* [Exercise description]
Filter the listing and keep only the lines with the word "this".

* [Extracted material]
········
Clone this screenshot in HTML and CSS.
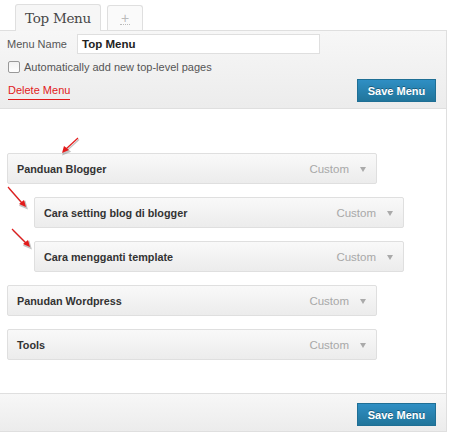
FILE: index.html
```html
<!DOCTYPE html>
<html>
<head>
<meta charset="utf-8">
<link rel="stylesheet" href="styles.css">
</head>
<body>
<div class="menu-edit">
  <div class="tabs">
    <div class="tab active">Top Menu</div>
    <div class="tab add"><span>+</span></div>
  </div>
  <div class="header">
    <div class="row name-row">
      <span class="label">Menu Name</span>
      <div class="input">Top Menu</div>
    </div>
    <div class="row auto-row">
      <span class="cb"></span>
      <span class="label">Automatically add new top-level pages</span>
    </div>
    <div class="row actions">
      <span class="delete">Delete Menu</span>
      <span class="btn">Save Menu</span>
    </div>
  </div>
  <div class="body">
    <div class="items">
      <div class="item"><span class="title">Panduan Blogger</span><span class="type">Custom</span><span class="arrow"></span></div>
      <div class="item sub"><span class="title">Cara setting blog di blogger</span><span class="type">Custom</span><span class="arrow"></span></div>
      <div class="item sub"><span class="title">Cara mengganti template</span><span class="type">Custom</span><span class="arrow"></span></div>
      <div class="item"><span class="title">Panudan Wordpress</span><span class="type">Custom</span><span class="arrow"></span></div>
      <div class="item"><span class="title">Tools</span><span class="type">Custom</span><span class="arrow"></span></div>
    </div>
    <svg class="arrows" width="120" height="150" viewBox="0 0 120 150">
      <g stroke="#888" stroke-width="1.2" fill="#888" opacity="0.5" transform="translate(1,1.5)">
        <line x1="78" y1="29" x2="66" y2="40"/>
        <polygon points="62,44 64,37 69,41"/>
        <line x1="8" y1="78" x2="22" y2="94"/>
        <polygon points="26,98 19,95 24,91"/>
        <line x1="12" y1="120" x2="26" y2="134"/>
        <polygon points="30,138 23,135 28,131"/>
      </g>
      <g stroke="#e31b1b" stroke-width="1.2" fill="#e31b1b">
        <line x1="78" y1="29" x2="66" y2="40"/>
        <polygon points="62,44 64,37 69,41" stroke="none"/>
        <line x1="8" y1="78" x2="22" y2="94"/>
        <polygon points="26,98 19,95 24,91" stroke="none"/>
        <line x1="12" y1="120" x2="26" y2="134"/>
        <polygon points="30,138 23,135 28,131" stroke="none"/>
      </g>
    </svg>
  </div>
  <div class="footer">
    <span class="btn">Save Menu</span>
  </div>
</div>
</body>
</html>
```
FILE: styles.css
```css
html, body {
  margin: 0;
  padding: 0;
  background: #fff;
}
body {
  font-family: "Liberation Sans", Arial, sans-serif;
  font-size: 11px;
  color: #555;
}
.menu-edit {
  width: 447px;
}
.tabs {
  height: 30px;
  display: flex;
  align-items: flex-end;
  padding-left: 15px;
}
.tab {
  box-sizing: border-box;
  height: 26px;
  border: 1px solid #dfdfdf;
  border-bottom: none;
  border-radius: 3px 3px 0 0;
  display: flex;
  align-items: center;
  justify-content: center;
}
.tab.active {
  width: 86px;
  background: #f6f6f6;
  font-family: "DejaVu Serif", "Liberation Serif", serif;
  font-size: 13.5px;
  font-weight: normal;
  color: #464646;
  letter-spacing: -0.3px;
  position: relative;
  margin-bottom: -1px;
  height: 27px;
  padding-bottom: 1px;
}
.tab.add {
  width: 36px;
  margin-left: 6px;
  height: 25px;
  background: #fafafa;
  color: #bbb;
  font-size: 14px;
}
.tab.add span {
  border-bottom: 1px dotted #bbb;
  line-height: 12px;
  padding: 0 1px;
}
.header {
  box-sizing: border-box;
  height: 79px;
  border-top: 1px solid #dfdfdf;
  border-right: 1px solid #dfdfdf;
  border-bottom: 1px solid #dfdfdf;
  background: linear-gradient(#f7f7f7, #ececec);
  padding: 3px 10px 0 7px;
}
.row {
  display: flex;
  align-items: center;
}
.name-row {
  height: 20px;
}
.name-row .label {
  width: 70px;
}
.input {
  box-sizing: border-box;
  width: 243px;
  height: 20px;
  background: #fff;
  border: 1px solid #dfdfdf;
  padding: 0 4px;
  line-height: 18px;
  font-size: 11.5px;
  font-weight: bold;
  color: #222;
}
.auto-row {
  margin-top: 7px;
  height: 12px;
  padding-left: 1px;
}
.cb {
  box-sizing: border-box;
  width: 12px;
  height: 12px;
  border: 1px solid #999;
  border-radius: 2px;
  background: linear-gradient(#f2f2f2, #fff);
  margin-right: 4px;
}
.actions {
  margin-top: 6px;
  justify-content: space-between;
  padding-left: 1px;
}
.delete {
  color: #e11b1b;
  border-bottom: 1px solid #e11b1b;
  line-height: 13px;
  padding-bottom: 2px;
  margin-top: 2px;
}
.btn {
  box-sizing: border-box;
  width: 79px;
  height: 23px;
  display: flex;
  align-items: center;
  justify-content: center;
  background: linear-gradient(#2f8fc4, #21759b);
  border: 1px solid #1f6f95;
  color: #fff;
  font-weight: bold;
  font-size: 11px;
  text-shadow: 0 -1px 0 rgba(0,0,0,0.35);
}
.body {
  position: relative;
  box-sizing: border-box;
  height: 284px;
  border-right: 1px solid #dfdfdf;
  padding-top: 44px;
}
.items {
  display: flex;
  flex-direction: column;
  gap: 13px;
}
.item {
  box-sizing: border-box;
  width: 370px;
  height: 31px;
  margin-left: 7px;
  border: 1px solid #dfdfdf;
  border-radius: 2px;
  background: linear-gradient(#f9f9f9, #ececec);
  display: flex;
  align-items: center;
  padding: 0 10px 0 9px;
}
.item.sub {
  margin-left: 34px;
}
.title {
  flex: 1;
  font-weight: bold;
  font-size: 10.8px;
  color: #333;
}
.type {
  font-size: 11.5px;
  color: #a8a8a8;
}
.arrow {
  width: 0;
  height: 0;
  border-left: 3px solid transparent;
  border-right: 3px solid transparent;
  border-top: 5px solid #aaa;
  margin-left: 11px;
  margin-top: 1px;
}
.arrows {
  position: absolute;
  left: 0;
  top: 0;
}
.footer {
  box-sizing: border-box;
  height: 39px;
  border-top: 1px solid #dfdfdf;
  border-right: 1px solid #dfdfdf;
  border-bottom: 1px solid #dfdfdf;
  background: linear-gradient(#f7f7f7, #ececec);
  display: flex;
  justify-content: flex-end;
  padding: 9px 10px 0 0;
}
```
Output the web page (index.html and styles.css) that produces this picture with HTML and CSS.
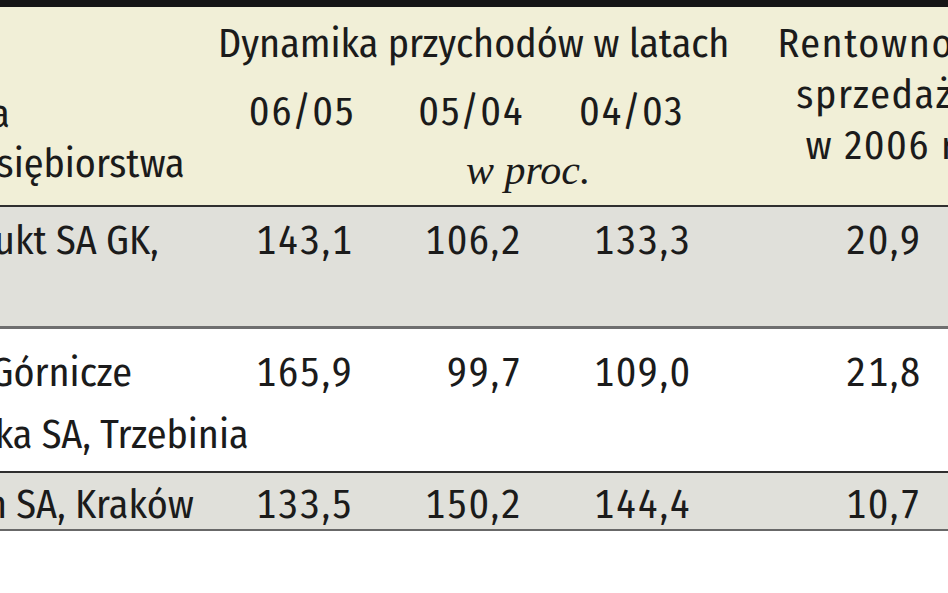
FILE: index.html
```html
<!DOCTYPE html>
<html lang="pl">
  <head>
    <meta charset="UTF-8" />
    <meta name="viewport" content="width=device-width, initial-scale=1.0" />
    <title>Dynamika przychodów</title>
    <link rel="stylesheet" href="styles.css">
  </head>

  <body>
    <div class="table">
      <!-- naglowek tabeli -->
      <div class="head">
        <div class="head-name">Nazwa<br />przedsiębiorstwa</div>
        <div class="dyn">
          <div class="dyn-title">Dynamika przychodów w latach</div>
          <div class="years">
            <span class="year">06/05</span>
            <span class="year">05/04</span>
            <span class="year year-last">04/03</span>
          </div>
          <div class="unit">w proc.</div>
        </div>
        <div class="rent">Rentowność<br />sprzedaży<br />w 2006 r.</div>
      </div>

      <!-- wiersze -->
      <div class="row row-1 shaded">
        <div class="name">Stalprodukt SA GK,</div>
        <div class="num">143,1</div>
        <div class="num">106,2</div>
        <div class="num">133,3</div>
        <div class="num num-rent">20,9</div>
      </div>

      <div class="row row-2">
        <div class="name">Zakłady Górnicze<br />Trzebionka SA, Trzebinia</div>
        <div class="num">165,9</div>
        <div class="num">99,7</div>
        <div class="num">109,0</div>
        <div class="num num-rent">21,8</div>
      </div>

      <div class="row row-3 shaded">
        <div class="name">Comarch SA, Kraków</div>
        <div class="num">133,5</div>
        <div class="num">150,2</div>
        <div class="num">144,4</div>
        <div class="num num-rent">10,7</div>
      </div>
    </div>
  </body>
</html>
```

FILE: styles.css
```css
* {
  margin: 0;
  padding: 0;
  box-sizing: border-box;
}

html,
body {
  overflow: hidden;
  background: #fff;
}

/* tabela jest wycieta z wiekszej strony, dlatego wychodzi poza okno */
.table {
  width: 1225px;
  margin-left: -145px;
  font-family: "Fira Sans Condensed", "Roboto Condensed", "Open Sans", sans-serif;
  font-size: 40px;
  color: #1b1b1b;
}

.head,
.row {
  display: grid;
  grid-template-columns: 328px 169px 169px 169px 390px;
  align-items: start;
}

/* naglowek */
.head {
  background-color: #f1efd7;
  border-top: 7px solid #161616;
  border-bottom: 2px solid #2f2f2f;
  padding: 12px 0 10px;
  line-height: 50px;
}

.head-name {
  padding: 70px 0 0 50px;
  white-space: nowrap;
}

.dyn {
  grid-column: 2 / span 3;
}

.dyn-title {
  padding-left: 35px;
  white-space: nowrap;
}

.years {
  display: grid;
  grid-template-columns: repeat(3, 169px);
  margin-top: 18px;
}

.year {
  text-align: right;
  letter-spacing: 1.75px;
  margin-right: -3px;
}

.year-last {
  padding-right: 9px;
}

.unit {
  margin-top: 8px;
  padding-left: 283px;
  font-family: "Liberation Serif", serif;
  font-style: italic;
  font-size: 42px;
}

.rent {
  text-align: center;
  line-height: 51px;
  letter-spacing: 1.6px;
  margin-left: -1px;
}

/* wiersze danych */
.shaded {
  background-color: #e0e0da;
}

.name {
  white-space: nowrap;
}

.row-3 .name {
  padding-left: 10px;
}

.num {
  text-align: right;
  font-variant-numeric: tabular-nums;
  letter-spacing: 1.75px;
  margin-right: -1.75px;
}

.num-rent {
  text-align: center;
  margin-right: 2px;
}

.row-1 {
  line-height: 50px;
  padding: 9px 0 60px;
  border-bottom: 3px solid #6f6f6f;
}

.row-2 {
  line-height: 62px;
  padding: 13px 0 5px;
}

.row-3 {
  line-height: 44px;
  padding: 10px 0 2px;
  border-top: 2px solid #2f2f2f;
  border-bottom: 2px solid #686868;
}
```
········
* [Output below]
Clone this screenshot in HTML and CSS.
Output the web page (index.html and styles.css) that produces this picture with HTML and CSS.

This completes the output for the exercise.